In the course of their conversation, Hicks claims he talks to a crowd in exactly the same way as he does his friends. One of the negligible pities of his passing is that he never got to podcast.
“Our podcast was very much Rob’s idea,” agrees Doody. “But even since before podcasts had really penetrated the mainstream consciousness, there’d be some party or evening that turned into a morning and you’d realise you’d been hanging around with a bunch of very, very funny people for hours and nobody had recorded it. The number of conversations when you go: ‘Wouldn’t the good bits of the last few hours make really good radio?’ And I know a lot of comics have had that thought, about recording themselves chatting about the circuit and swapping stories.”
Doody is a close friend and sometime housemate of former Last Comic Standing contestant Matt Kirshen; the pair have collaborated on the BBC Radio series Bigipedia, an audio parody of Wikipedia that has been recommissioned and is now being pitched for British television in an adapted form, spoofing the Internet, television shows and mobile technology as “artificial intelligence that’s supposed to be helpful, but ends up being a little bit malevolent.”

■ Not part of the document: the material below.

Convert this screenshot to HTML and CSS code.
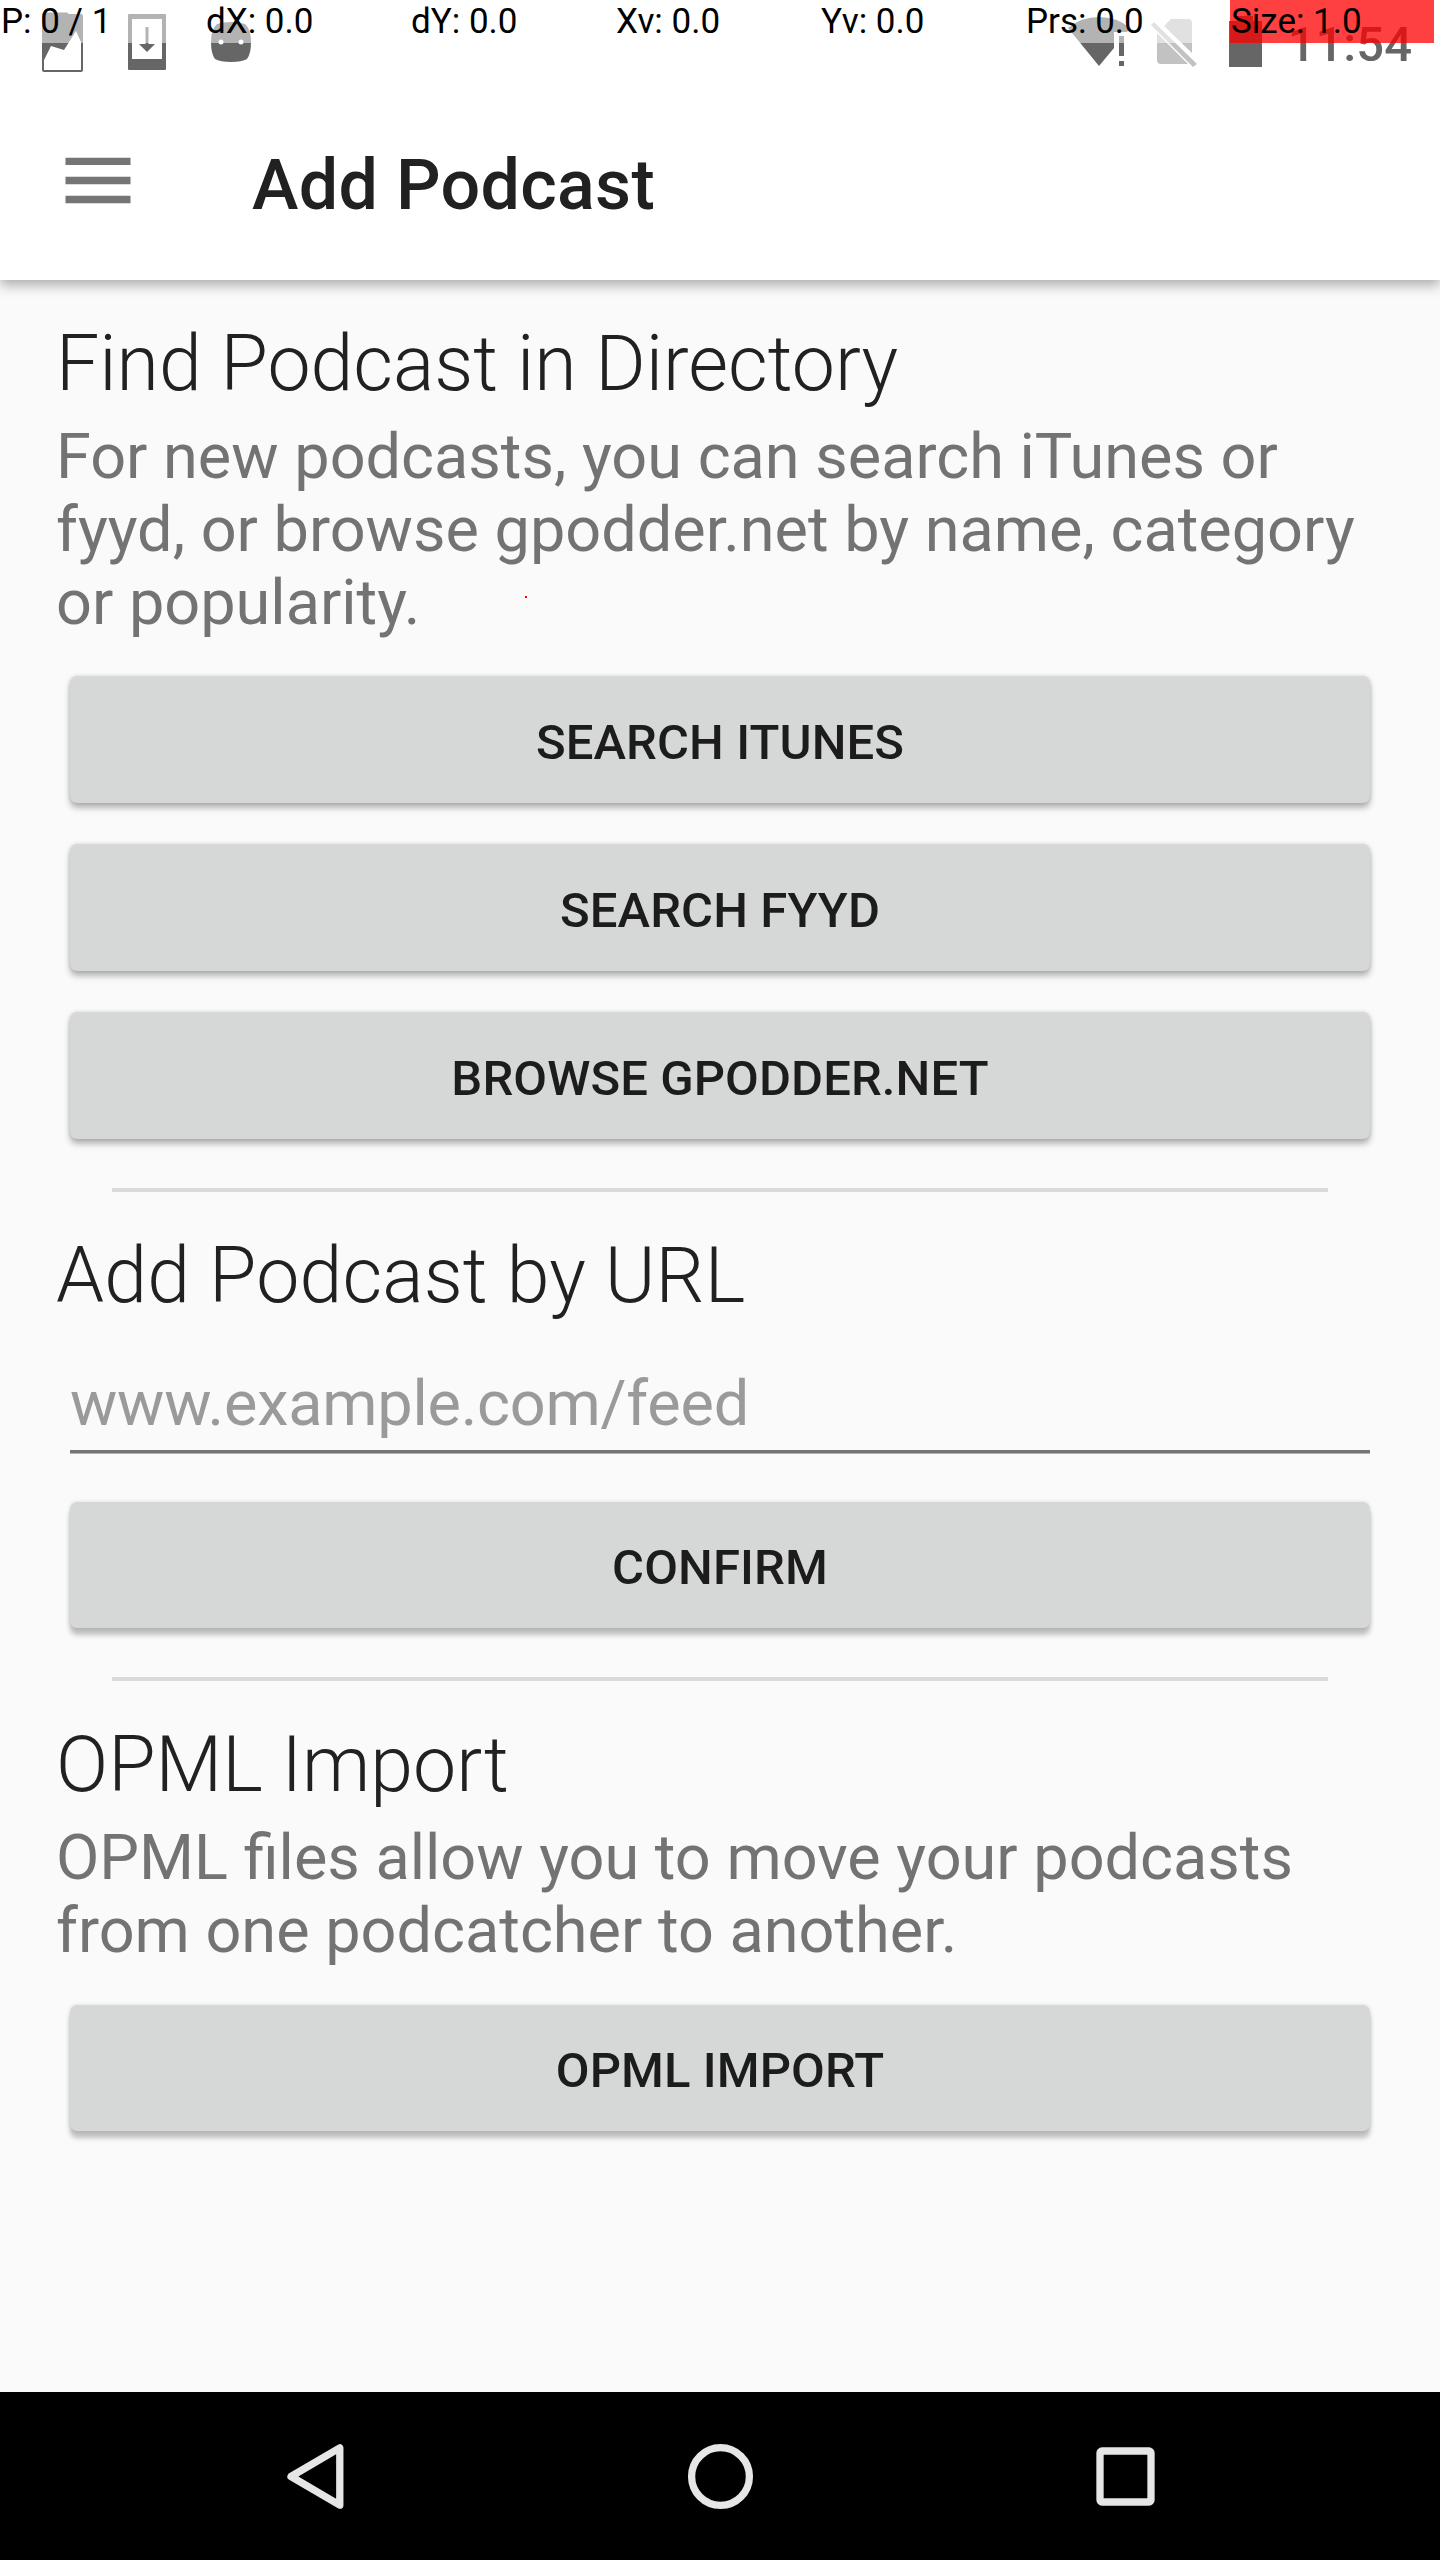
FILE: index.html
```html
<!DOCTYPE html>
<html lang="en">
<head>
<meta charset="utf-8">
<title>Add Podcast</title>
<link rel="stylesheet" href="styles.css">
</head>
<body>
<div class="screen">
  <header class="appbar">
    <div class="status">
      <svg class="status-icons" width="1440" height="84" viewBox="0 0 1440 84">
        <g fill="#666">
          <path fill-rule="evenodd" d="M44 12.500H67L69 14H81Q83 14 83 16V70Q83 72 81 72H44Q42 72 42 70V15Q42 12.500 44 12.500ZM44 60V70H81V42L76 31L64 50L51 46Z"/>
          <path fill-rule="evenodd" d="M129 14H165Q166 14 166 15V69Q166 70 165 70H129Q128 70 128 69V15Q128 14 129 14ZM132 19V59H162V19Z"/>
          <path d="M145.500 27H148.500V44H155L147 52L139 44H145.500Z"/>
          <path fill-rule="evenodd" d="M217 24Q231 20 245 24Q251 29 251 42Q251 54 247 59Q242 62 231 62Q220 62 215 59Q211 54 211 42Q211 29 217 24ZM221 39.500A2.500 2.500 0 1 0 221 44.500A2.500 2.500 0 1 0 221 39.500ZM241 39.500A2.500 2.500 0 1 0 241 44.500A2.500 2.500 0 1 0 241 39.500Z"/>
          <path d="M1068 28Q1081 17 1099 17Q1117 17 1130 28L1127 32H1114V48L1099 66Z"/>
          <path d="M1119 36H1124V56H1119ZM1119 61H1124V66H1119Z"/>
          <path d="M1229 21H1237V16H1253V21H1262V67H1229Z"/>
        </g>
        <g fill="#c2c2c2">
          <path d="M1164 26L1171 19H1188Q1192 19 1192 23V53ZM1157 33L1188 64H1161Q1157 64 1157 60Z"/>
          <path d="M1151 25L1154 22L1197 64L1193 67Z"/>
        </g>
      </svg>
      <span class="clock">11:54</span>
    </div>
    <div class="toolbar">
      <svg class="menu" width="66" height="48" viewBox="0 0 66 48"><path fill="#757575" d="M.5 -.3H65.500V7H.5ZM.5 18.700H65.500V26.200H.5ZM.5 37.700H65.500V45.200H.5Z"/></svg>
      <h1 class="title">Add Podcast</h1>
    </div>
  </header>
  <main class="content">
    <section class="group">
      <h2 class="heading">Find Podcast in Directory</h2>
      <p class="text">For new podcasts, you can search iTunes or fyyd, or browse gpodder.net by name, category or popularity.</p>
      <div class="actions actions-directory">
        <button class="button">SEARCH ITUNES</button>
        <button class="button">SEARCH FYYD</button>
        <button class="button">BROWSE GPODDER.NET</button>
      </div>
    </section>
    <hr class="divider">
    <section class="group">
      <h2 class="heading heading-url">Add Podcast by URL</h2>
      <input class="field" type="text" placeholder="www.example.com/feed">
      <div class="actions actions-url">
        <button class="button button-low">CONFIRM</button>
      </div>
    </section>
    <hr class="divider">
    <section class="group">
      <h2 class="heading">OPML Import</h2>
      <p class="text">OPML files allow you to move your podcasts from one podcatcher to another.</p>
      <div class="actions">
        <button class="button button-low">OPML IMPORT</button>
      </div>
    </section>
  </main>
  <nav class="navbar">
    <svg width="1440" height="168" viewBox="0 0 1440 168" fill="none" stroke="#e6e6e6" stroke-width="7.300" stroke-linejoin="round">
      <path d="M339.800 55.800V113.200L291 84.500Z"/>
      <circle cx="720.500" cy="84.500" r="28.900"/>
      <rect x="1100" y="59" width="51" height="51" rx="2"/>
    </svg>
  </nav>
  <div class="pointer">
    <span>P: 0 / 1</span><span>dX: 0.0</span><span>dY: 0.0</span><span>Xv: 0.0</span><span>Yv: 0.0</span><span>Prs: 0.0</span><span class="size">Size: 1.0</span>
  </div>
  <i class="touch"></i>
</div>
</body>
</html>
```
FILE: styles.css
```css
* { box-sizing: border-box; }
body { margin: 0; font-family: Roboto, sans-serif; background: #fafafa; }
.screen { position: relative; display: flex; flex-direction: column; width: 1440px; height: 2560px; overflow: hidden; }
.appbar { height: 280px; flex: none; background: #fff; box-shadow: 0 5px 12px rgba(0,0,0,.32); z-index: 1; }
.status { position: relative; height: 84px; }
.status-icons { display: block; }
.clock { position: absolute; right: 28px; top: 16px; font-size: 49px; line-height: 57px; font-weight: 500; color: #666; }
.toolbar { display: flex; align-items: center; height: 196px; padding-left: 65px; gap: 121px; }
.menu { display: block; overflow: visible; }
.title { margin: 6px 0 0; font-size: 70px; line-height: 82px; font-weight: 500; letter-spacing: .3px; color: #212121; }
.content { flex: 1; padding: 39px 56px 0; }
.heading { margin: 0; font-size: 77px; line-height: 90px; font-weight: 300; color: #212121; }
.heading-url { letter-spacing: .15px; }
.text { margin: 11px 0 0; font-size: 63px; line-height: 73px; color: #737373; }
.actions { display: flex; flex-direction: column; padding: 38px 14px 0; }
.actions-directory { gap: 41px; padding-top: 37px; }
.actions-url { padding-top: 49px; }
.button { height: 126px; padding: 5px 0 0; border: 0; border-radius: 7px; background: #d6d8d7; box-shadow: 0 5px 6px rgba(0,0,0,.28), 0 0 4px rgba(0,0,0,.14); font: 500 49px/57px Roboto, sans-serif; letter-spacing: .1px; color: #1c1c1c; }
.actions-directory .button { height: 127px; padding-top: 6px; }
.button-low { box-shadow: 0 7px 5px rgba(0,0,0,.24), 0 0 4px rgba(0,0,0,.12); }
.divider { height: 4px; margin: 49px 56px 39px; border: 0; background: #dadada; }
.field { display: block; width: 1300px; height: 104px; margin: 28px 14px 0; padding: 17px 0 10px; border: 0; border-bottom: 3px solid #757575; border-radius: 0; box-shadow: 0 1px #b0b0b0; background: none; font: 400 63px/74px Roboto, sans-serif; letter-spacing: -.22px; }
.field::placeholder { color: #9a9a9a; opacity: 1; }
.navbar { height: 168px; flex: none; background: #000; }
.navbar svg { display: block; }
.pointer { position: absolute; z-index: 2; left: 0; top: 0; display: grid; grid-template-columns: repeat(7, 204px); column-gap: 1px; height: 43px; font-size: 35px; line-height: 43px; color: #000; }
.pointer span { height: 43px; padding-left: 1px; background: rgba(255,255,255,.5); white-space: pre; }
.pointer .size { background: rgba(255,0,0,.75); }
.touch { position: absolute; left: 525px; top: 596px; width: 2px; height: 2px; background: #f00; }
```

He reckons Hicks’ legacy is every bit as double-edged, at least in terms of how it shaped British stand-up. “What’s most interesting, but perhaps isn’t often commented upon is just how many bad comics were waywardly influenced by the idea that he was the be all and end all. If it’s not like Hicks, it’s not worth doing. I’ve seen too many comics with his anger but none of his focus and ability to write such incredible routines.”